[begin Recorded data]

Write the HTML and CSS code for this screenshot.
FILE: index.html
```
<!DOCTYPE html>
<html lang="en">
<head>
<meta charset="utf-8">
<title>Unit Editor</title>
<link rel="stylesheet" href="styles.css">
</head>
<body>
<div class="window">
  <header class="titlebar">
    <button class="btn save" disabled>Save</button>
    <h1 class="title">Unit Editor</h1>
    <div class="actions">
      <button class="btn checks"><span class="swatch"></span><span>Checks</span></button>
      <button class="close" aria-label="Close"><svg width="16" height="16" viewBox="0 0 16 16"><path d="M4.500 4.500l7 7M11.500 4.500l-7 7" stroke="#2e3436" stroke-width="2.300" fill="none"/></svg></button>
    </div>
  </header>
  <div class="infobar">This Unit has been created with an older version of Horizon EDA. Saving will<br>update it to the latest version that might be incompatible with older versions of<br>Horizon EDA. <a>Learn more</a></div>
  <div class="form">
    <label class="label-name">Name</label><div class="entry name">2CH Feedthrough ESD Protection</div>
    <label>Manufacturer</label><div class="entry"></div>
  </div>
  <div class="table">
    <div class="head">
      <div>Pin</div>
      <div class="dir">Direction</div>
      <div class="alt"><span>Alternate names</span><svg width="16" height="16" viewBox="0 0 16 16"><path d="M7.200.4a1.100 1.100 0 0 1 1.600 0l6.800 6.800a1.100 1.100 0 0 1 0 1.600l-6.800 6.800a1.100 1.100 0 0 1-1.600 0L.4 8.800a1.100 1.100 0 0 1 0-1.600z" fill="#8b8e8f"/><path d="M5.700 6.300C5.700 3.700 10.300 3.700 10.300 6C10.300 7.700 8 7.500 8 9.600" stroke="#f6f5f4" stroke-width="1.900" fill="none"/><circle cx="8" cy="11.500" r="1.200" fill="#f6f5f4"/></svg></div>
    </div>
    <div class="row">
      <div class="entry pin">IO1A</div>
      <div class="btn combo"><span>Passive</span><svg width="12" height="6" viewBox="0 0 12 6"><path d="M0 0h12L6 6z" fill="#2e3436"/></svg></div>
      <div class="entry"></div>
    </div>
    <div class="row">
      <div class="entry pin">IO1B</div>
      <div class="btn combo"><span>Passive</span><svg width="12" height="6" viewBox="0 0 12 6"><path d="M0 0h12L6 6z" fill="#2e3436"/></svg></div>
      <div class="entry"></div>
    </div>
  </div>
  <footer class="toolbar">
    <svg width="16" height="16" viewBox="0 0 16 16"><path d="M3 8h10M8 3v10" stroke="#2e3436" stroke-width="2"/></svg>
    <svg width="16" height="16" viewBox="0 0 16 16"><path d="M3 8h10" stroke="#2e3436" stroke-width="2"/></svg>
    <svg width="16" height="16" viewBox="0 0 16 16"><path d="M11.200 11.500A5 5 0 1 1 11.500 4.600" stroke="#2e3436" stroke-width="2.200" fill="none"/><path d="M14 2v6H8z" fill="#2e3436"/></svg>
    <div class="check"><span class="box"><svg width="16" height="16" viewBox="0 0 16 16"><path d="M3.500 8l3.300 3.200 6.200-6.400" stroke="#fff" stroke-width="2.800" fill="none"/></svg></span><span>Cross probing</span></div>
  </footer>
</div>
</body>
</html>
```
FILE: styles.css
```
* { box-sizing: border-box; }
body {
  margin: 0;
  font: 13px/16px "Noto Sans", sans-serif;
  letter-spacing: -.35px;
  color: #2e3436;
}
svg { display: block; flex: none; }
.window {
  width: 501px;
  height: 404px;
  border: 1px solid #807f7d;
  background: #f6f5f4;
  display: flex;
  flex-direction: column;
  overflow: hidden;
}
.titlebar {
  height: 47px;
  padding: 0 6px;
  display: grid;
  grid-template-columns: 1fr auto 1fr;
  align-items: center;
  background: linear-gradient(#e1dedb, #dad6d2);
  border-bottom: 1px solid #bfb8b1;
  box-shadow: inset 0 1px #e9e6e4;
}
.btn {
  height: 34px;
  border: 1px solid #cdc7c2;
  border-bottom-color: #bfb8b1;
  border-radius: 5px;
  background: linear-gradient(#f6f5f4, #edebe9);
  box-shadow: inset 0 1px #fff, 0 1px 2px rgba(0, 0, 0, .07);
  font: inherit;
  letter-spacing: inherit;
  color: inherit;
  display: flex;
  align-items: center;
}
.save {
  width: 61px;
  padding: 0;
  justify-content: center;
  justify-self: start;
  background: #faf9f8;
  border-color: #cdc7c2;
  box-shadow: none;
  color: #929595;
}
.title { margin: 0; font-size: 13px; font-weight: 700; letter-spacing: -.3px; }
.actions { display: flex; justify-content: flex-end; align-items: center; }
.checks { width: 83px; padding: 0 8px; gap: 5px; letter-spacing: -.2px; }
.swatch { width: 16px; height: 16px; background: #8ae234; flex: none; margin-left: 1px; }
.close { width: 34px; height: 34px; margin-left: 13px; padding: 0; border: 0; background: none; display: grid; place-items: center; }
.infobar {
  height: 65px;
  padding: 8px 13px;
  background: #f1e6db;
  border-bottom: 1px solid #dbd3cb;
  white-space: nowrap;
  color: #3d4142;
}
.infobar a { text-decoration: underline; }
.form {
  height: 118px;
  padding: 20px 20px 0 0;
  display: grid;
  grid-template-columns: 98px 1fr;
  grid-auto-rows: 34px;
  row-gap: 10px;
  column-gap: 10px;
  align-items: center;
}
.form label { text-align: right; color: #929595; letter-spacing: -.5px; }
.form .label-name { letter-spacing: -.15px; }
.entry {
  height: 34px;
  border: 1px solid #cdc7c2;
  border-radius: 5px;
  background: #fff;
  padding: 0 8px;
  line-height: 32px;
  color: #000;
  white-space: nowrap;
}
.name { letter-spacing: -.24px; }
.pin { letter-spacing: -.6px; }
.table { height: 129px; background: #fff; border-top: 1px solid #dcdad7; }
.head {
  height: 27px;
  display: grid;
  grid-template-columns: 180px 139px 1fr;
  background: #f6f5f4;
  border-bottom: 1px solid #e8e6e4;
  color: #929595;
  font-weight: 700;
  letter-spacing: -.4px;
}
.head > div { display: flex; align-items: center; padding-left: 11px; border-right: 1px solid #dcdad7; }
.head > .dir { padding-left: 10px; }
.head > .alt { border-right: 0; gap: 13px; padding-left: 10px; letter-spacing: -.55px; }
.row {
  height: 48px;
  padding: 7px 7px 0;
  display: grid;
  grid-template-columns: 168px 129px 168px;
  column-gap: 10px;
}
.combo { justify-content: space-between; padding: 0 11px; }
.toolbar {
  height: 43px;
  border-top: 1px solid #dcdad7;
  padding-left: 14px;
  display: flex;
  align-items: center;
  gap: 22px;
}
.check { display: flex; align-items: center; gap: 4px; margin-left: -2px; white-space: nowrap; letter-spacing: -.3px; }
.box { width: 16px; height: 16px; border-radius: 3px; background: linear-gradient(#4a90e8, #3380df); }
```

[end Recorded data]

_Set exercise_
Transcribe the material exactly as it reads.

_Response to the task_
Write the HTML and CSS code for this screenshot.
FILE: index.html
```
<!DOCTYPE html>
<html lang="en">
<head>
<meta charset="utf-8">
<title>Unit Editor</title>
<link rel="stylesheet" href="styles.css">
</head>
<body>
<div class="window">
  <header class="titlebar">
    <button class="btn save" disabled>Save</button>
    <h1 class="title">Unit Editor</h1>
    <div class="actions">
      <button class="btn checks"><span class="swatch"></span><span>Checks</span></button>
      <button class="close" aria-label="Close"><svg width="16" height="16" viewBox="0 0 16 16"><path d="M4.500 4.500l7 7M11.500 4.500l-7 7" stroke="#2e3436" stroke-width="2.300" fill="none"/></svg></button>
    </div>
  </header>
  <div class="infobar">This Unit has been created with an older version of Horizon EDA. Saving will<br>update it to the latest version that might be incompatible with older versions of<br>Horizon EDA. <a>Learn more</a></div>
  <div class="form">
    <label class="label-name">Name</label><div class="entry name">2CH Feedthrough ESD Protection</div>
    <label>Manufacturer</label><div class="entry"></div>
  </div>
  <div class="table">
    <div class="head">
      <div>Pin</div>
      <div class="dir">Direction</div>
      <div class="alt"><span>Alternate names</span><svg width="16" height="16" viewBox="0 0 16 16"><path d="M7.200.4a1.100 1.100 0 0 1 1.600 0l6.800 6.800a1.100 1.100 0 0 1 0 1.600l-6.800 6.800a1.100 1.100 0 0 1-1.600 0L.4 8.800a1.100 1.100 0 0 1 0-1.600z" fill="#8b8e8f"/><path d="M5.700 6.300C5.700 3.700 10.300 3.700 10.300 6C10.300 7.700 8 7.500 8 9.600" stroke="#f6f5f4" stroke-width="1.900" fill="none"/><circle cx="8" cy="11.500" r="1.200" fill="#f6f5f4"/></svg></div>
    </div>
    <div class="row">
      <div class="entry pin">IO1A</div>
      <div class="btn combo"><span>Passive</span><svg width="12" height="6" viewBox="0 0 12 6"><path d="M0 0h12L6 6z" fill="#2e3436"/></svg></div>
      <div class="entry"></div>
    </div>
    <div class="row">
      <div class="entry pin">IO1B</div>
      <div class="btn combo"><span>Passive</span><svg width="12" height="6" viewBox="0 0 12 6"><path d="M0 0h12L6 6z" fill="#2e3436"/></svg></div>
      <div class="entry"></div>
    </div>
  </div>
  <footer class="toolbar">
    <svg width="16" height="16" viewBox="0 0 16 16"><path d="M3 8h10M8 3v10" stroke="#2e3436" stroke-width="2"/></svg>
    <svg width="16" height="16" viewBox="0 0 16 16"><path d="M3 8h10" stroke="#2e3436" stroke-width="2"/></svg>
    <svg width="16" height="16" viewBox="0 0 16 16"><path d="M11.200 11.500A5 5 0 1 1 11.500 4.600" stroke="#2e3436" stroke-width="2.200" fill="none"/><path d="M14 2v6H8z" fill="#2e3436"/></svg>
    <div class="check"><span class="box"><svg width="16" height="16" viewBox="0 0 16 16"><path d="M3.500 8l3.300 3.200 6.200-6.400" stroke="#fff" stroke-width="2.800" fill="none"/></svg></span><span>Cross probing</span></div>
  </footer>
</div>
</body>
</html>
```
FILE: styles.css
```
* { box-sizing: border-box; }
body {
  margin: 0;
  font: 13px/16px "Noto Sans", sans-serif;
  letter-spacing: -.35px;
  color: #2e3436;
}
svg { display: block; flex: none; }
.window {
  width: 501px;
  height: 404px;
  border: 1px solid #807f7d;
  background: #f6f5f4;
  display: flex;
  flex-direction: column;
  overflow: hidden;
}
.titlebar {
  height: 47px;
  padding: 0 6px;
  display: grid;
  grid-template-columns: 1fr auto 1fr;
  align-items: center;
  background: linear-gradient(#e1dedb, #dad6d2);
  border-bottom: 1px solid #bfb8b1;
  box-shadow: inset 0 1px #e9e6e4;
}
.btn {
  height: 34px;
  border: 1px solid #cdc7c2;
  border-bottom-color: #bfb8b1;
  border-radius: 5px;
  background: linear-gradient(#f6f5f4, #edebe9);
  box-shadow: inset 0 1px #fff, 0 1px 2px rgba(0, 0, 0, .07);
  font: inherit;
  letter-spacing: inherit;
  color: inherit;
  display: flex;
  align-items: center;
}
.save {
  width: 61px;
  padding: 0;
  justify-content: center;
  justify-self: start;
  background: #faf9f8;
  border-color: #cdc7c2;
  box-shadow: none;
  color: #929595;
}
.title { margin: 0; font-size: 13px; font-weight: 700; letter-spacing: -.3px; }
.actions { display: flex; justify-content: flex-end; align-items: center; }
.checks { width: 83px; padding: 0 8px; gap: 5px; letter-spacing: -.2px; }
.swatch { width: 16px; height: 16px; background: #8ae234; flex: none; margin-left: 1px; }
.close { width: 34px; height: 34px; margin-left: 13px; padding: 0; border: 0; background: none; display: grid; place-items: center; }
.infobar {
  height: 65px;
  padding: 8px 13px;
  background: #f1e6db;
  border-bottom: 1px solid #dbd3cb;
  white-space: nowrap;
  color: #3d4142;
}
.infobar a { text-decoration: underline; }
.form {
  height: 118px;
  padding: 20px 20px 0 0;
  display: grid;
  grid-template-columns: 98px 1fr;
  grid-auto-rows: 34px;
  row-gap: 10px;
  column-gap: 10px;
  align-items: center;
}
.form label { text-align: right; color: #929595; letter-spacing: -.5px; }
.form .label-name { letter-spacing: -.15px; }
.entry {
  height: 34px;
  border: 1px solid #cdc7c2;
  border-radius: 5px;
  background: #fff;
  padding: 0 8px;
  line-height: 32px;
  color: #000;
  white-space: nowrap;
}
.name { letter-spacing: -.24px; }
.pin { letter-spacing: -.6px; }
.table { height: 129px; background: #fff; border-top: 1px solid #dcdad7; }
.head {
  height: 27px;
  display: grid;
  grid-template-columns: 180px 139px 1fr;
  background: #f6f5f4;
  border-bottom: 1px solid #e8e6e4;
  color: #929595;
  font-weight: 700;
  letter-spacing: -.4px;
}
.head > div { display: flex; align-items: center; padding-left: 11px; border-right: 1px solid #dcdad7; }
.head > .dir { padding-left: 10px; }
.head > .alt { border-right: 0; gap: 13px; padding-left: 10px; letter-spacing: -.55px; }
.row {
  height: 48px;
  padding: 7px 7px 0;
  display: grid;
  grid-template-columns: 168px 129px 168px;
  column-gap: 10px;
}
.combo { justify-content: space-between; padding: 0 11px; }
.toolbar {
  height: 43px;
  border-top: 1px solid #dcdad7;
  padding-left: 14px;
  display: flex;
  align-items: center;
  gap: 22px;
}
.check { display: flex; align-items: center; gap: 4px; margin-left: -2px; white-space: nowrap; letter-spacing: -.3px; }
.box { width: 16px; height: 16px; border-radius: 3px; background: linear-gradient(#4a90e8, #3380df); }
```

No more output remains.